We are joined in the Gallery by former deputy mayor Councillor Liz McShane, a councillor in Folkestone and Hythe and a North Down native. We were to be joined by Mr Michael Lonergan, the political supremo at the Irish embassy, but, alas, I think he is lunching. Michael has done more for British-Irish relations in recent years than anyone else I know. We will miss him when he returns home later this year. I have not met anybody who can so easily have breakfast with the DUP, morning tea with Sinn Féin, lunch with the Liberals, afternoon tea with the Tories, pre-dinner drinks with the SDLP and the Ulster Unionists, and then dinner with Labour, and then get up and do it all again the next day.
I congratulate the hon. Gentleman—my almost neighbour—on securing the debate. I apologise, as I cannot contribute fully to this debate as I have to go and prepare for the next debate, but I want to join him in his tributes to Michael. I have just seen Michael in Portcullis House, so I know that he is in the building, and I am sure that he will be in the Gallery at some point soon. He has been an absolute stalwart. As vice-chair of the British-Irish Parliamentary Assembly and previously its co-chair, I know just how much work Michael does to promote UK-Irish relations. We will miss him very much.
I am grateful to the right hon. Lady, who is a near neighbour and a former Secretary of State for Northern Ireland, both for her interest in and commitment to Northern Irish affairs and for her full and appropriate tribute to Michael. I thank her for making it.
For nations across the globe, St Patrick’s day is a day of celebration, acknowledgment and togetherness, and a day—it rather feels like a month nowadays—when the world can be described in two ways: those who are Irish and Northern Irish, and those who wished they were. The noble Lord, Lord Brennan, a man born to an Irish father and a Welsh mother, told me last night that as St David’s day is 1 March, he was not prepared to concede a month to celebrate St Patrick’s day unless it started around 8 March. I told him that as long as St George’s day is safe in April, I was happy to let the debate go on.
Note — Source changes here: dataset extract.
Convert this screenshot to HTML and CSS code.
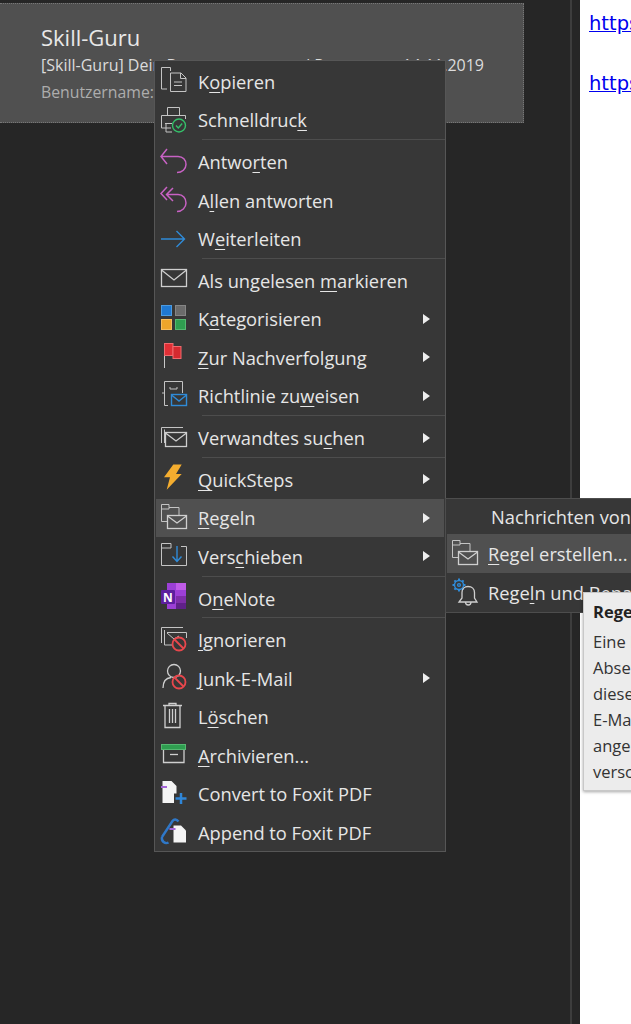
FILE: index.html
```html
<!DOCTYPE html>
<html lang="de">
<head>
<meta charset="utf-8">
<title>Outlook Kontextmenü</title>
<link rel="stylesheet" href="styles.css">
</head>
<body>
<div class="app">
  <main class="list">
    <section class="card">
      <h1 class="sender">Skill-Guru</h1>
      <div class="subject"><span>[Skill-Guru] Dein Benutzername und Passwort</span><span>14.11.2019</span></div>
      <div class="preview">Benutzername: Skill-Guru</div>
    </section>
  </main>
  <div class="gutter"></div>
  <article class="reading">
    <a class="link" href="#">https://skill-guru.example</a>
    <a class="link" href="#">https://skill-guru.example</a>
  </article>
</div>

<nav class="menu">
  <div class="row"><span class="ic"><svg viewBox="0 0 30 30"><g class="s"><path d="M11.5 1.5H2.500V23H8"/><path d="M11.5 1.5V5"/><path d="M11.5 7H22L27 12V25.500H11.500Z"/><path d="M21.500 7V12.500H27"/><path d="M15 16H23M15 19.500H23"/></g></svg></span><span class="t">K<u>o</u>pieren</span></div>
  <div class="row"><span class="ic"><svg viewBox="0 0 30 30"><g class="s"><path d="M8.500 10V2.500H20.500V10"/><path d="M12 23H2.500V10.500H26.500V14"/><path d="M6 18.500H13M7 18.500V27H13"/></g><circle cx="20" cy="20.500" r="6.500" class="gr"/><path d="M17 20.500L19.300 23L23.200 18.500" class="gr"/></svg></span><span class="t">Schnelldruc<u>k</u></span></div>
  <div class="sep"></div>
  <div class="row"><span class="ic"><svg viewBox="0 0 30 30"><path class="pu" d="M8 2L2 9.500L8 17M2.500 9.500H19C24 9.500 27 13 27 17.500C27 22 23 25.500 18 25.500"/></svg></span><span class="t">Antwo<u>r</u>ten</span></div>
  <div class="row"><span class="ic"><svg viewBox="0 0 30 30"><path class="pu" d="M8 2L2 8.500L8 15M14 3L7.500 9.500L14 16M8 9.500H19C24 9.500 27 13.500 27 18C27 22.500 23 26.500 18 26.500"/></svg></span><span class="t">A<u>l</u>len antworten</span></div>
  <div class="row"><span class="ic"><svg viewBox="0 0 30 30"><path class="bl" d="M2 15H25M17.500 7L25.500 15L17.500 23"/></svg></span><span class="t">W<u>e</u>iterleiten</span></div>
  <div class="sep"></div>
  <div class="row"><span class="ic"><svg viewBox="0 0 30 30"><g class="s2"><rect x="2.500" y="4.500" width="25" height="17"/><path d="M2.500 5L15 15L27.500 5"/></g></svg></span><span class="t">Als ungelesen <u>m</u>arkieren</span></div>
  <div class="row"><span class="ic"><svg viewBox="0 0 30 30"><rect x="2.500" y="1.500" width="10" height="10" fill="#1f78d1" stroke="#4c9be0"/><rect x="16.500" y="1.500" width="10" height="10" fill="#6b6b6b" stroke="#858585"/><rect x="2.500" y="15.500" width="10" height="10" fill="#eda52b" stroke="#f5bd60"/><rect x="16.500" y="15.500" width="10" height="10" fill="#2f9e50" stroke="#56b872"/></svg></span><span class="t">K<u>a</u>tegorisieren</span><i class="arr"></i></div>
  <div class="row"><span class="ic"><svg viewBox="0 0 30 30"><path d="M5.500 1V26" stroke="#c8c8c8" fill="none"/><rect x="5.500" y="1.500" width="8.500" height="12" fill="#e02f35" stroke="#f06a6e"/><rect x="14" y="4.500" width="8" height="12" fill="#d42a2f" stroke="#f06a6e"/></svg></span><span class="t"><u>Z</u>ur Nachverfolgung</span><i class="arr"></i></div>
  <div class="row"><span class="ic"><svg viewBox="0 0 30 30"><g class="s"><path d="M9 24.500H5.500V.5H23.500V12"/><path d="M5.500 12H3M11 6V8H18V6"/></g><rect x="12.500" y="13.500" width="15" height="11" class="bl"/><path d="M12.500 14L20 20L27.500 14" class="bl"/></svg></span><span class="t">Richtlinie zu<u>w</u>eisen</span><i class="arr"></i></div>
  <div class="sep"></div>
  <div class="row"><span class="ic"><svg viewBox="0 0 30 30"><g class="s"><path d="M24 4.500H2.500V20"/><path d="M5.500 6.500V20"/></g><g class="s2"><rect x="6.500" y="9.500" width="21" height="14"/><path d="M6.500 10L17 18L27.500 10"/></g></svg></span><span class="t">Verwandtes su<u>c</u>hen</span><i class="arr"></i></div>
  <div class="sep"></div>
  <div class="row"><span class="ic"><svg viewBox="0 0 30 30"><path d="M14.300 .5H22.700L17 10H22.700L7.700 25.700L11 13.300H5Z" fill="#f4ad2f"/></svg></span><span class="t"><u>Q</u>uickSteps</span><i class="arr"></i></div>
  <div class="row on"><span class="ic"><svg viewBox="0 0 30 30"><g class="s"><path d="M8 18.500H2.500V1.500H10V4.500H20V12"/><path d="M2.500 6H10V4.500"/></g><g class="s2"><rect x="8.500" y="12.500" width="19" height="13"/><path d="M8.500 13L18 20L27.500 13"/></g></svg></span><span class="t"><u>R</u>egeln</span><i class="arr"></i></div>
  <div class="row"><span class="ic"><svg viewBox="0 0 30 30"><g class="s"><path d="M12 2.500H2.500V24.500H27.500V5.500H22"/><path d="M2.500 7H12V2.500"/></g><path class="bl" d="M18 5V20M13.500 15.500L18 20.500L22.500 15.500"/></svg></span><span class="t">Vers<u>c</u>hieben</span><i class="arr"></i></div>
  <div class="sep"></div>
  <div class="row"><span class="ic"><svg viewBox="0 0 30 30"><rect x="8" y="0" width="19" height="26" fill="#9c3fd6"/><rect x="17" y="0" width="10" height="7" fill="#c05be8"/><rect x="17" y="13" width="10" height="7" fill="#7e2ea8"/><rect x="17" y="20" width="10" height="6" fill="#5f2188"/><rect x="2" y="7" width="14" height="14" rx="1" fill="#5c1f9e"/><text x="9" y="18.500" class="nn">N</text></svg></span><span class="t">O<u>n</u>eNote</span></div>
  <div class="sep"></div>
  <div class="row"><span class="ic"><svg viewBox="0 0 30 30"><g class="s"><path d="M24 2.500H2.500V18"/><path d="M5.500 5V20H13"/><path d="M8 7.500H27.500V13M8 8L15 14L20 11"/></g><circle cx="20" cy="19" r="6.500" class="rd"/><path d="M15.500 14.500L24.500 23.500" class="rd"/></svg></span><span class="t"><u>I</u>gnorieren</span></div>
  <div class="row"><span class="ic"><svg viewBox="0 0 30 30"><g class="s2"><circle cx="15" cy="8" r="6.500"/><path d="M4 25C4 19 7 15 12 14.500"/></g><circle cx="20" cy="19" r="6.500" class="rd"/><path d="M15.500 14.500L24.500 23.500" class="rd"/></svg></span><span class="t"><u>J</u>unk-E-Mail</span><i class="arr"></i></div>
  <div class="row"><span class="ic"><svg viewBox="0 0 30 30"><g class="s2"><path d="M4 3.500H23M10 3.500V1.500H17V3.500M6 3.500V25.500H21V3.500"/><path d="M10.500 7V21M13.500 7V21M16.500 7V21"/></g></svg></span><span class="t">L<u>ö</u>schen</span></div>
  <div class="row"><span class="ic"><svg viewBox="0 0 30 30"><rect x="2.500" y="4.500" width="24" height="5" fill="#2f9e50" stroke="#56b872"/><g class="s2"><path d="M4.500 10V22.500H25V10"/><path d="M11 14.500H19"/></g></svg></span><span class="t"><u>A</u>rchivieren...</span></div>
  <div class="row"><span class="ic"><svg viewBox="0 0 30 30"><path d="M3.500 2H12.500L17.500 7V14.500H15V24H3.500Z" fill="#f4f4f4"/><path d="M2 8H8" stroke="#a565d8" stroke-width="2"/><path d="M22 14V25M16.500 19.500H27.500" stroke="#2f86d8" stroke-width="2.500"/></svg></span><span class="t">Convert to Foxit PDF</span></div>
  <div class="row"><span class="ic"><svg viewBox="0 0 30 30"><path d="M3 20L13.500 4C15 2 17.500 2 19.500 4.500M3 20C2 24 6 27.500 9.500 25.500" fill="none" stroke="#2f78c8" stroke-width="2.400"/><path d="M14.500 8.500H22L27 13.500V25.500H14.500Z" fill="#f4f4f4"/><path d="M10.500 12H16.500" stroke="#a565d8" stroke-width="2"/></svg></span><span class="t">Append to Foxit PDF</span></div>
</nav>

<nav class="submenu">
  <div class="subrow first"><span class="icsub"></span><span class="t plain">Nachrichten von Skill-Guru immer verschieben</span></div>
  <div class="subrow on"><span class="icsub"><svg viewBox="0 0 30 30"><g class="s"><path d="M8 18.500H2.500V1.500H10V4.500H20V12"/><path d="M2.500 6H10V4.500"/></g><g class="s2"><rect x="8.500" y="12.500" width="19" height="13"/><path d="M8.500 13L18 20L27.500 13"/></g></svg></span><span class="t"><u>R</u>egel erstellen...</span></div>
  <div class="subrow"><span class="icsub"><svg viewBox="0 0 30 30"><circle cx="9" cy="7" r="4.500" class="bl"/><circle cx="9" cy="7" r="1.400" class="bl"/><path class="blt" d="M9 .5V2.500M9 11.500V13.500M2.500 7H4.500M13.500 7H15.500M4.400 2.400L5.800 3.800M12.200 10.200L13.600 11.600M13.600 2.400L12.200 3.800M5.800 10.200L4.400 11.600"/><g class="s2"><path d="M9 24H27L24.500 20V14.500C24.500 11 22 8.500 18 8.500C14.500 8.500 12 11 12 14.500V20Z"/><path d="M15.500 24C15.500 28 21 28 21 24"/></g></svg></span><span class="t">Rege<u>l</u>n und Benachrichtigungen verwalten...</span></div>
</nav>

<aside class="tip">
  <strong class="tip-title">Regel erstellen</strong>
  <p class="tip-body">Eine Regel für Nachrichten<br>Absender erstellen, um<br>diese immer in einen<br>E-Mail-Ordner zu<br>angeben und zu<br>verschieben</p>
</aside>
</body>
</html>
```
FILE: styles.css
```css
* { box-sizing: border-box; }
html, body { margin: 0; height: 1024px; overflow: hidden; }
body { background: #262626; font-family: "Open Sans", "Noto Sans", sans-serif; color: #e0e0e0; }

.app { display: flex; height: 1024px; }
.list { width: 572px; flex: none; border-right: 2px solid #3d3d3d; padding-top: 3px; }
.gutter { width: 8px; flex: none; background: #262626; }
.reading { flex: 1; min-width: 0; background: #fff; padding: 12px 0 0 9px; display: flex; flex-direction: column; gap: 37px; overflow: hidden; }
.link { font: 19.5px/23px "DejaVu Sans", Verdana, sans-serif; color: #0000ee; white-space: nowrap; }

.card { width: 524px; height: 120px; background: #505050; border: 1px dotted #777; border-left: 0; padding: 19px 0 0 41px; }
.sender { margin: 0; font-size: 22px; font-weight: 400; line-height: 28px; color: #e8e8e8; }
.subject { display: flex; justify-content: space-between; width: 443px; margin-top: 2px; font-size: 16px; line-height: 24px; color: #dcdcdc; }
.preview { margin-top: 3px; font-size: 15.8px; line-height: 24px; color: #adadad; }

.menu { position: absolute; left: 154px; top: 60px; width: 292px; height: 792px; background: #373737; border: 1px solid #565656; padding-top: 1px; }
.row { display: flex; align-items: center; height: 38.5px; margin: 0 1px; }
.row.on { background: #505050; }
.ic { width: 30px; height: 30px; margin-left: 3px; margin-right: 9px; flex: none; }
.ic svg, .icsub svg { display: block; width: 30px; height: 30px; fill: none; }
.t { font-size: 18.3px; color: #e6e6e6; white-space: nowrap; }
.t u { text-underline-offset: 3px; text-decoration-thickness: 1px; }
.arr { margin-left: auto; margin-right: 14px; width: 0; height: 0; border-left: 7px solid #eee; border-top: 5px solid transparent; border-bottom: 5px solid transparent; }
.sep { height: 3.25px; margin-left: 47px; }
.sep::after { content: ""; display: block; height: 1px; background: #4d4d4d; }

.s { stroke: #c4c4c4; fill: none; }
.s2 { stroke: #cfcfcf; fill: none; stroke-width: 1.3; }
.pu { stroke: #c862c4; stroke-width: 1.5; fill: none; }
.bl { stroke: #2f8bd8; stroke-width: 1.4; fill: none; }
.blt { stroke: #2f8bd8; stroke-width: 2; fill: none; }
.gr { stroke: #35c06a; stroke-width: 1.4; fill: none; }
.rd { stroke: #e8474c; stroke-width: 1.8; fill: none; }
.nn { fill: #fff; font: 700 12px "Open Sans", sans-serif; text-anchor: middle; }

.submenu { position: absolute; left: 445px; top: 498px; width: 240px; height: 115px; background: #373737; border: 1px solid #4d4d4d; overflow: hidden; }
.subrow { display: flex; align-items: center; height: 39px; margin: 0 1px; white-space: nowrap; }
.subrow.first { height: 35px; }
.subrow.on { background: #505050; }
.icsub { width: 30px; height: 30px; margin-left: 3px; margin-right: 8px; flex: none; }
.plain { margin-left: 3px; }

.tip { position: absolute; left: 583px; top: 592px; width: 220px; height: 199px; background: #ececec; border: 1px solid #c8c8c8; box-shadow: 0 1px 3px rgba(0,0,0,.35); padding: 7px 9px; color: #333; font-size: 16.5px; }
.tip-title { display: block; font-weight: 700; line-height: 24px; color: #222; }
.tip-body { margin: 5px 0 0; line-height: 26px; white-space: nowrap; }
```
St Patrick’s day’s global popularity is perhaps most obvious in the city of Chicago, which famously dyes its river green every year to mark this important milestone. While I appreciate the sentiment, I am sure that we have all had enough of the rivers and lakes in our country—whether the Thames outside this place or Lough Neagh—turning the most unusual of colours.
Much of this is closer to home. I am proud of my own family roots in Northern Ireland. My late grandmother’s father was of good, solid County Down stock. I note the passing of his last remaining child, my great-aunt Margaret Wilson, who died at the grand old age of 105 last week. The blend of Irish and English is clearly a recipe for a good, long life.
My own roots parked to one side, one of the best decisions I ever made—other than being born to a good Staffordshire woman in my mother, over which I had little influence—was to marry my brilliant, wonderful wife. I had little influence in that, either—she had to say yes. My wife is a woman of and from Northern Ireland but who calls the ancient and loyal borough of Newcastle-under-Lyme home.